All of the lines below are to be printed again exactly; images are excluded from the output.

= = = = =

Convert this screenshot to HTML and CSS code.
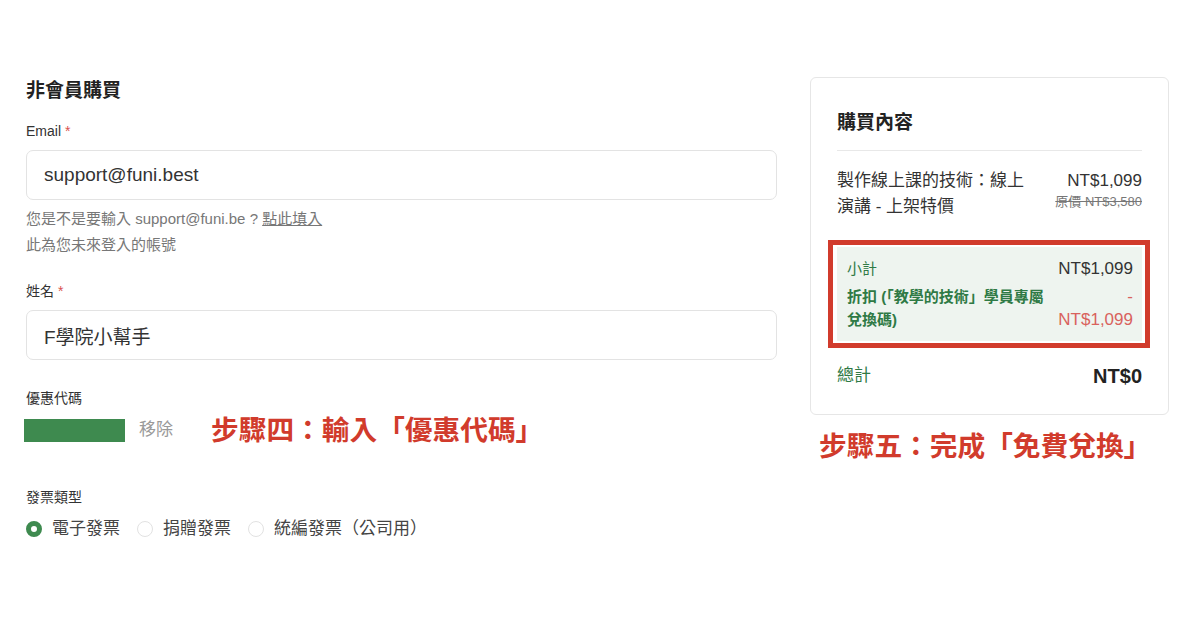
FILE: index.html
```html
<!DOCTYPE html>
<html lang="zh-Hant">
<head>
<meta charset="utf-8">
<title>非會員購買</title>
<link rel="stylesheet" href="styles.css">
</head>
<body>
<div class="page">
  <main class="form">
    <h1 class="title">非會員購買</h1>

    <label class="label label-email">Email <span class="req">*</span></label>
    <input class="field" type="text" value="support@funi.best">
    <p class="hint hint-first">您是不是要輸入 support@funi.be ? <a class="fill-link" href="#">點此填入</a></p>
    <p class="hint hint-second">此為您未來登入的帳號</p>

    <label class="label label-name">姓名 <span class="req">*</span></label>
    <input class="field" type="text" value="F學院小幫手">

    <label class="label label-coupon">優惠代碼</label>
    <div class="coupon-row">
      <span class="coupon-chip"></span>
      <span class="coupon-remove">移除</span>
      <span class="step step-four">步驟四：輸入「優惠代碼」</span>
    </div>

    <label class="label label-invoice">發票類型</label>
    <div class="radios">
      <span class="radio"><span class="dot dot-on"></span>電子發票</span>
      <span class="radio"><span class="dot"></span>捐贈發票</span>
      <span class="radio"><span class="dot"></span>統編發票（公司用）</span>
    </div>
  </main>

  <aside class="side">
    <section class="card">
      <h2 class="card-title">購買內容</h2>
      <div class="item">
        <div class="item-name">製作線上課的技術：線上演講 - 上架特價</div>
        <div class="item-price">
          <div class="price-now">NT$1,099</div>
          <div class="price-old">原價 NT$3,580</div>
        </div>
      </div>
      <div class="summary">
        <div class="sum-row">
          <span class="sum-label">小計</span>
          <span class="sum-value">NT$1,099</span>
        </div>
        <div class="sum-row discount">
          <span class="sum-label disc-label">折扣 (「教學的技術」學員專屬兌換碼)</span>
          <span class="disc-value">-<br>NT$1,099</span>
        </div>
      </div>
      <div class="total-row">
        <span class="total-label">總計</span>
        <span class="total-value">NT$0</span>
      </div>
    </section>
    <div class="step step-five">步驟五：完成「免費兌換」</div>
  </aside>
</div>
</body>
</html>
```

FILE: styles.css
```css
* { box-sizing: border-box; }

html, body {
  margin: 0;
  background: #ffffff;
}

body {
  font-family: "Liberation Sans", "Noto Sans CJK TC", sans-serif;
  color: #333333;
}

.page {
  display: flex;
  gap: 33px;
  padding: 77px 31px 0 26px;
}

/* ---------- left form ---------- */
.form {
  width: 751px;
  display: flex;
  flex-direction: column;
  align-items: flex-start;
}

.title {
  margin: 1px 0 0;
  font-size: 19px;
  line-height: 26px;
  font-weight: 700;
  color: #222222;
}

.label {
  display: block;
  font-size: 14px;
  line-height: 20px;
  color: #333333;
}

.req { color: #d9534f; }

.label-email { margin-top: 17px; }
.label-name { margin-top: 25px; }
.label-coupon { margin-top: 28px; }
.label-invoice { margin-top: 45px; }

.field {
  display: block;
  width: 100%;
  height: 50px;
  margin-top: 9px;
  padding: 0 17px;
  border: 1px solid #e3e3e3;
  border-radius: 7px;
  background: #ffffff;
  font-family: "Liberation Sans", "Noto Sans CJK TC", sans-serif;
  font-size: 19px;
  color: #333333;
  outline: none;
}

.hint {
  margin: 0;
  font-size: 15px;
  line-height: 22px;
  color: #777777;
}

.hint-first { margin-top: 8px; }
.hint-second { margin-top: 4px; }

.fill-link {
  color: #777777;
  text-decoration: underline;
}

.coupon-row {
  display: flex;
  align-items: center;
  height: 24px;
  margin-top: 10px;
  margin-left: -2px;
}

.coupon-chip {
  width: 101px;
  height: 23px;
  background: #3e8a4f;
}

.coupon-remove {
  margin-left: 14px;
  font-size: 17px;
  line-height: 24px;
  color: #9a9a9a;
}

.step {
  font-size: 27.7px;
  line-height: 34px;
  font-weight: 700;
  color: #d13b2c;
  white-space: nowrap;
}

.step-four {
  margin-left: 38px;
  margin-top: 1px;
}

.radios {
  display: flex;
  align-items: center;
  gap: 17px;
  margin-top: 11px;
  height: 22px;
}

.radio {
  display: flex;
  align-items: center;
  gap: 10px;
  font-size: 17px;
  line-height: 22px;
  color: #444444;
}

.dot {
  width: 16px;
  height: 16px;
  border-radius: 50%;
  border: 1px solid #e2e2e2;
  background: #ffffff;
}

.dot-on {
  border: 5px solid #3e8a4f;
}

/* ---------- right summary ---------- */
.side {
  width: 359px;
  display: flex;
  flex-direction: column;
}

.card {
  border: 1px solid #e6e6e6;
  border-radius: 6px;
  padding: 32px 26px 24px;
  background: #ffffff;
}

.card-title {
  margin: 0;
  padding-bottom: 14px;
  border-bottom: 1px solid #e8e8e8;
  font-size: 19px;
  line-height: 26px;
  font-weight: 700;
  color: #222222;
}

.item {
  display: flex;
  justify-content: space-between;
  gap: 20px;
  margin-top: 17px;
}

.item-name {
  width: 195px;
  font-size: 17px;
  line-height: 26px;
  color: #333333;
}

.item-price {
  text-align: right;
}

.price-now {
  font-size: 17px;
  line-height: 26px;
  color: #333333;
}

.price-old {
  font-size: 13px;
  line-height: 16px;
  color: #777777;
  text-decoration: line-through;
}

.summary {
  position: relative;
  margin-top: 27px;
  padding: 10px 9px 10px 10px;
  background: #eef4ef;
}

.summary::after {
  content: "";
  position: absolute;
  top: -7px;
  left: -9px;
  right: -8px;
  bottom: -7px;
  border: 5px solid #d13b2c;
  pointer-events: none;
}

.sum-row {
  display: flex;
  justify-content: space-between;
  align-items: flex-start;
}

.sum-label {
  font-size: 15px;
  line-height: 24px;
  color: #2f7a45;
}

.sum-value {
  font-size: 17px;
  line-height: 24px;
  color: #333333;
}

.discount {
  margin-top: 4px;
}

.disc-label {
  width: 212px;
  font-weight: 700;
  font-size: 15px;
  line-height: 23px;
}

.disc-value {
  text-align: right;
  font-size: 17px;
  line-height: 23px;
  color: #d9625d;
}

.total-row {
  display: flex;
  justify-content: space-between;
  align-items: center;
  margin-top: 21px;
  height: 28px;
}

.total-label {
  font-size: 17px;
  line-height: 28px;
  color: #2f7a45;
}

.total-value {
  font-size: 20px;
  line-height: 28px;
  font-weight: 700;
  color: #222222;
}

.step-five {
  margin-top: 15px;
  margin-left: 9px;
}
```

= = = = =

> **RESPONSE FOR THIS EXERCISE**
Convert this screenshot to HTML and CSS code.
FILE: index.html
```html
<!DOCTYPE html>
<html lang="zh-Hant">
<head>
<meta charset="utf-8">
<title>非會員購買</title>
<link rel="stylesheet" href="styles.css">
</head>
<body>
<div class="page">
  <main class="form">
    <h1 class="title">非會員購買</h1>

    <label class="label label-email">Email <span class="req">*</span></label>
    <input class="field" type="text" value="support@funi.best">
    <p class="hint hint-first">您是不是要輸入 support@funi.be ? <a class="fill-link" href="#">點此填入</a></p>
    <p class="hint hint-second">此為您未來登入的帳號</p>

    <label class="label label-name">姓名 <span class="req">*</span></label>
    <input class="field" type="text" value="F學院小幫手">

    <label class="label label-coupon">優惠代碼</label>
    <div class="coupon-row">
      <span class="coupon-chip"></span>
      <span class="coupon-remove">移除</span>
      <span class="step step-four">步驟四：輸入「優惠代碼」</span>
    </div>

    <label class="label label-invoice">發票類型</label>
    <div class="radios">
      <span class="radio"><span class="dot dot-on"></span>電子發票</span>
      <span class="radio"><span class="dot"></span>捐贈發票</span>
      <span class="radio"><span class="dot"></span>統編發票（公司用）</span>
    </div>
  </main>

  <aside class="side">
    <section class="card">
      <h2 class="card-title">購買內容</h2>
      <div class="item">
        <div class="item-name">製作線上課的技術：線上演講 - 上架特價</div>
        <div class="item-price">
          <div class="price-now">NT$1,099</div>
          <div class="price-old">原價 NT$3,580</div>
        </div>
      </div>
      <div class="summary">
        <div class="sum-row">
          <span class="sum-label">小計</span>
          <span class="sum-value">NT$1,099</span>
        </div>
        <div class="sum-row discount">
          <span class="sum-label disc-label">折扣 (「教學的技術」學員專屬兌換碼)</span>
          <span class="disc-value">-<br>NT$1,099</span>
        </div>
      </div>
      <div class="total-row">
        <span class="total-label">總計</span>
        <span class="total-value">NT$0</span>
      </div>
    </section>
    <div class="step step-five">步驟五：完成「免費兌換」</div>
  </aside>
</div>
</body>
</html>
```

FILE: styles.css
```css
* { box-sizing: border-box; }

html, body {
  margin: 0;
  background: #ffffff;
}

body {
  font-family: "Liberation Sans", "Noto Sans CJK TC", sans-serif;
  color: #333333;
}

.page {
  display: flex;
  gap: 33px;
  padding: 77px 31px 0 26px;
}

/* ---------- left form ---------- */
.form {
  width: 751px;
  display: flex;
  flex-direction: column;
  align-items: flex-start;
}

.title {
  margin: 1px 0 0;
  font-size: 19px;
  line-height: 26px;
  font-weight: 700;
  color: #222222;
}

.label {
  display: block;
  font-size: 14px;
  line-height: 20px;
  color: #333333;
}

.req { color: #d9534f; }

.label-email { margin-top: 17px; }
.label-name { margin-top: 25px; }
.label-coupon { margin-top: 28px; }
.label-invoice { margin-top: 45px; }

.field {
  display: block;
  width: 100%;
  height: 50px;
  margin-top: 9px;
  padding: 0 17px;
  border: 1px solid #e3e3e3;
  border-radius: 7px;
  background: #ffffff;
  font-family: "Liberation Sans", "Noto Sans CJK TC", sans-serif;
  font-size: 19px;
  color: #333333;
  outline: none;
}

.hint {
  margin: 0;
  font-size: 15px;
  line-height: 22px;
  color: #777777;
}

.hint-first { margin-top: 8px; }
.hint-second { margin-top: 4px; }

.fill-link {
  color: #777777;
  text-decoration: underline;
}

.coupon-row {
  display: flex;
  align-items: center;
  height: 24px;
  margin-top: 10px;
  margin-left: -2px;
}

.coupon-chip {
  width: 101px;
  height: 23px;
  background: #3e8a4f;
}

.coupon-remove {
  margin-left: 14px;
  font-size: 17px;
  line-height: 24px;
  color: #9a9a9a;
}

.step {
  font-size: 27.7px;
  line-height: 34px;
  font-weight: 700;
  color: #d13b2c;
  white-space: nowrap;
}

.step-four {
  margin-left: 38px;
  margin-top: 1px;
}

.radios {
  display: flex;
  align-items: center;
  gap: 17px;
  margin-top: 11px;
  height: 22px;
}

.radio {
  display: flex;
  align-items: center;
  gap: 10px;
  font-size: 17px;
  line-height: 22px;
  color: #444444;
}

.dot {
  width: 16px;
  height: 16px;
  border-radius: 50%;
  border: 1px solid #e2e2e2;
  background: #ffffff;
}

.dot-on {
  border: 5px solid #3e8a4f;
}

/* ---------- right summary ---------- */
.side {
  width: 359px;
  display: flex;
  flex-direction: column;
}

.card {
  border: 1px solid #e6e6e6;
  border-radius: 6px;
  padding: 32px 26px 24px;
  background: #ffffff;
}

.card-title {
  margin: 0;
  padding-bottom: 14px;
  border-bottom: 1px solid #e8e8e8;
  font-size: 19px;
  line-height: 26px;
  font-weight: 700;
  color: #222222;
}

.item {
  display: flex;
  justify-content: space-between;
  gap: 20px;
  margin-top: 17px;
}

.item-name {
  width: 195px;
  font-size: 17px;
  line-height: 26px;
  color: #333333;
}

.item-price {
  text-align: right;
}

.price-now {
  font-size: 17px;
  line-height: 26px;
  color: #333333;
}

.price-old {
  font-size: 13px;
  line-height: 16px;
  color: #777777;
  text-decoration: line-through;
}

.summary {
  position: relative;
  margin-top: 27px;
  padding: 10px 9px 10px 10px;
  background: #eef4ef;
}

.summary::after {
  content: "";
  position: absolute;
  top: -7px;
  left: -9px;
  right: -8px;
  bottom: -7px;
  border: 5px solid #d13b2c;
  pointer-events: none;
}

.sum-row {
  display: flex;
  justify-content: space-between;
  align-items: flex-start;
}

.sum-label {
  font-size: 15px;
  line-height: 24px;
  color: #2f7a45;
}

.sum-value {
  font-size: 17px;
  line-height: 24px;
  color: #333333;
}

.discount {
  margin-top: 4px;
}

.disc-label {
  width: 212px;
  font-weight: 700;
  font-size: 15px;
  line-height: 23px;
}

.disc-value {
  text-align: right;
  font-size: 17px;
  line-height: 23px;
  color: #d9625d;
}

.total-row {
  display: flex;
  justify-content: space-between;
  align-items: center;
  margin-top: 21px;
  height: 28px;
}

.total-label {
  font-size: 17px;
  line-height: 28px;
  color: #2f7a45;
}

.total-value {
  font-size: 20px;
  line-height: 28px;
  font-weight: 700;
  color: #222222;
}

.step-five {
  margin-top: 15px;
  margin-left: 9px;
}
```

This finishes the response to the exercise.